Der DGB-Vorsitzende, Dieter Schulte, mahnte die Wirtschaft zu stärkerem Engagement bei der Ausbildung junger Menschen. Nur gut jeder Dritte der 1,2 Millionen Betriebe bilde heute noch aus. "Der Bildungsnotstand lässt sich nicht durch ausländische Fachkräfte mit der Green Card beheben", kritisierte der DGB-Chef. Das deutsche Bildungssystem gehöre im internationalem Vergleich "nicht mehr zur ersten Liga". Auch der Staat sei gefordert, mehr in Bildung zu investieren. Bildungsausgaben seien "kein privater Luxus, sondern gesellschaftliche Zukunftsinvestitionen".

Sehrbrock lehnte in diesem Zusammenhang den Vorstoß der Finanzminister ab, mit sinkenden Schülerzahlen in den nächsten Jahren die Bildungsausgaben zu reduzieren. Zwischen 1997 und 2000 seien die Ausgaben für Bildung, Forschung und Kultur bereits gesunken, von "nicht eben hohen" 4,73 Prozent des Bruttoinlandsprodukts auf 4,56 Prozent. Steigerungen der absoluten Zahlen seien allein Ergebnis der Inflation.

Als eine wesentliche Herausforderungen an die Bildung nannte Sehrbrock die nach wie vor große Zahl von Jugendlichen ohne Ausbildung und ihre schlechten Berufsperspektiven. 15 Prozent der 20- bis 29-Jährigen hätten keine Ausbildung, jeder Zehnte verlasse die Schule ohne Abschluss. Darunter sind - wie der Bildungsforscher Ingo Richter in seinem Vortrag ergänzte - schätzungsweise fünf Prozent der Jugendlichen, die für Schule und Ausbildung "unsichtbar" blieben. Sie schlügen sich mit Gelegenheitsjobs, Prostitution oder ähnlichem durch und begegneten allenfalls Streetworkern. An Weiterbildung, die für den beruflichen Aufstieg immer wichtiger wird, nähmen dann nur neun Prozent der Erwachsenen ohne Berufsschulabschluss teil, aber immerhin jeder Zweite mit einem Meisterabschluss, erläuterte Sehrbrock weiter.

Vor dem Pisa-Schock

Sehr skeptisch war die Stimmung hinsichtlich der für Dezember erwarteten Ergebnisse der internationalen Schulleistungsuntersuchung Pisa.

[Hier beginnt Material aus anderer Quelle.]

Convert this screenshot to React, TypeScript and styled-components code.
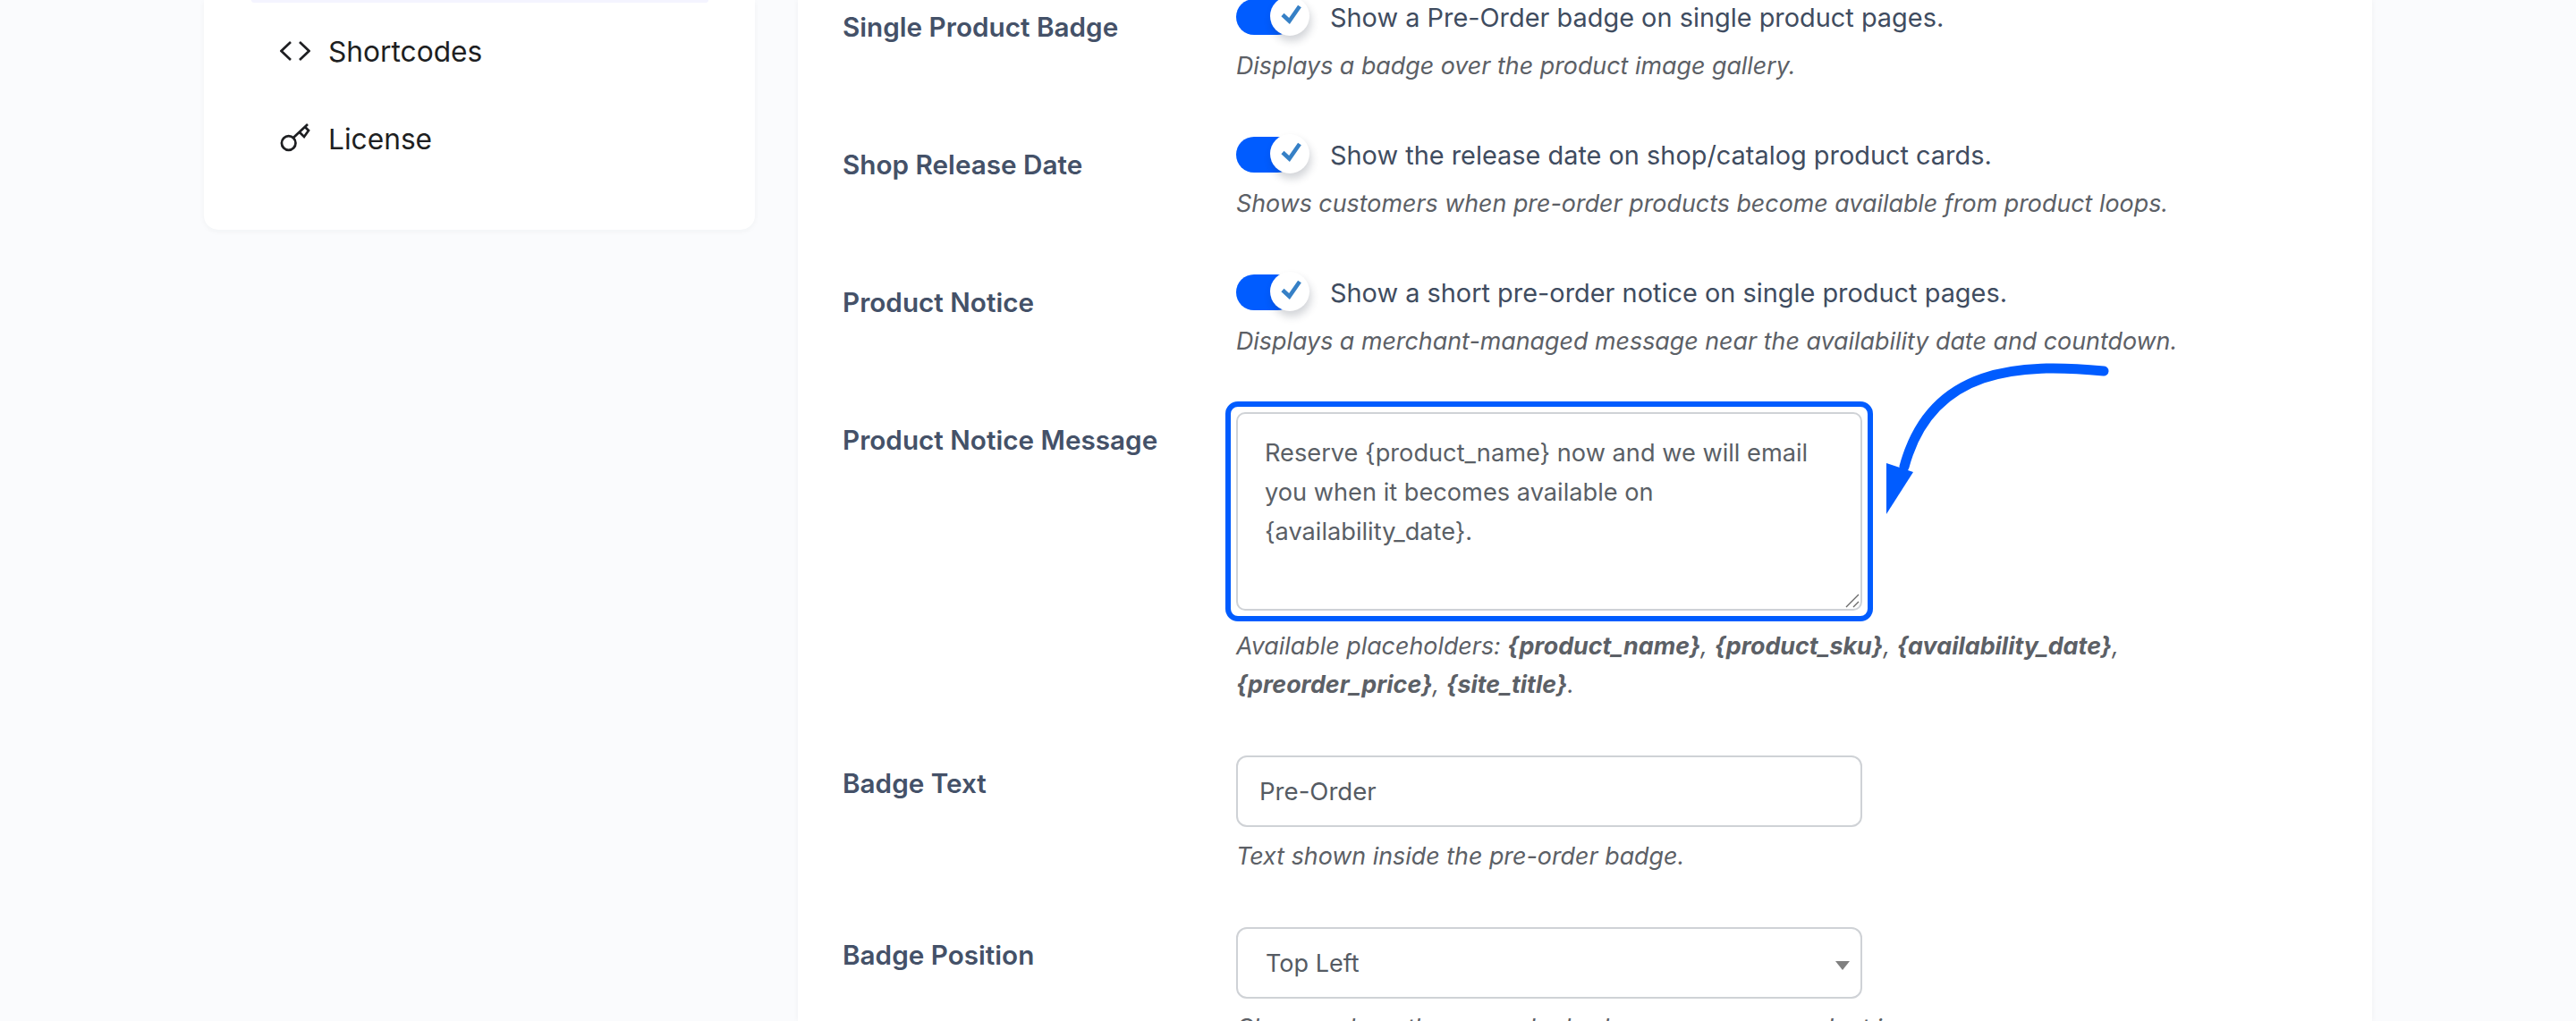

Erneut seien schlechte Ergebnisse zu erwarten, hieß es einmütig. Doch werden davon Impulse für Bildungsreformen ausgehen? Wohl kaum, urteilte Bildungsforscher Richter vom Deutschen Jugendinstitut in München. Er sieht die Gefahr der "Quantifizierung" der Bildungsreform durch diese Untersuchung, die doch nur einen kleinen Teil der Schulwirklichkeit abbilde. Auch Marga Pöhl, bei der Bertelsmann-Stiftung für den Bereich Bildung zuständig, befürchtete, dass sich ein "Pisa-Schock" gegen Reformbestrebungen in den Schulen wenden werde. Denn ein negatives Bild von Schule, wie schon durch das schlechte Abschneiden deutscher Schüler bei den TIMS-Studien über Mathematik und Naturwissenschaften ausgelöst, treffe besonders diejenigen Lehrer, die sich für Verbesserungen engagierten.

Ganztagsschulen und Weiterbildung gehören sicher zum Zukunftsszenario. Auch darüber, dass Reformen dringend gebraucht werden, scheint es Einigkeit zu geben. Doch klare Zielvorstellung zu entwickeln - mit damit tat sich der Kongress schwer.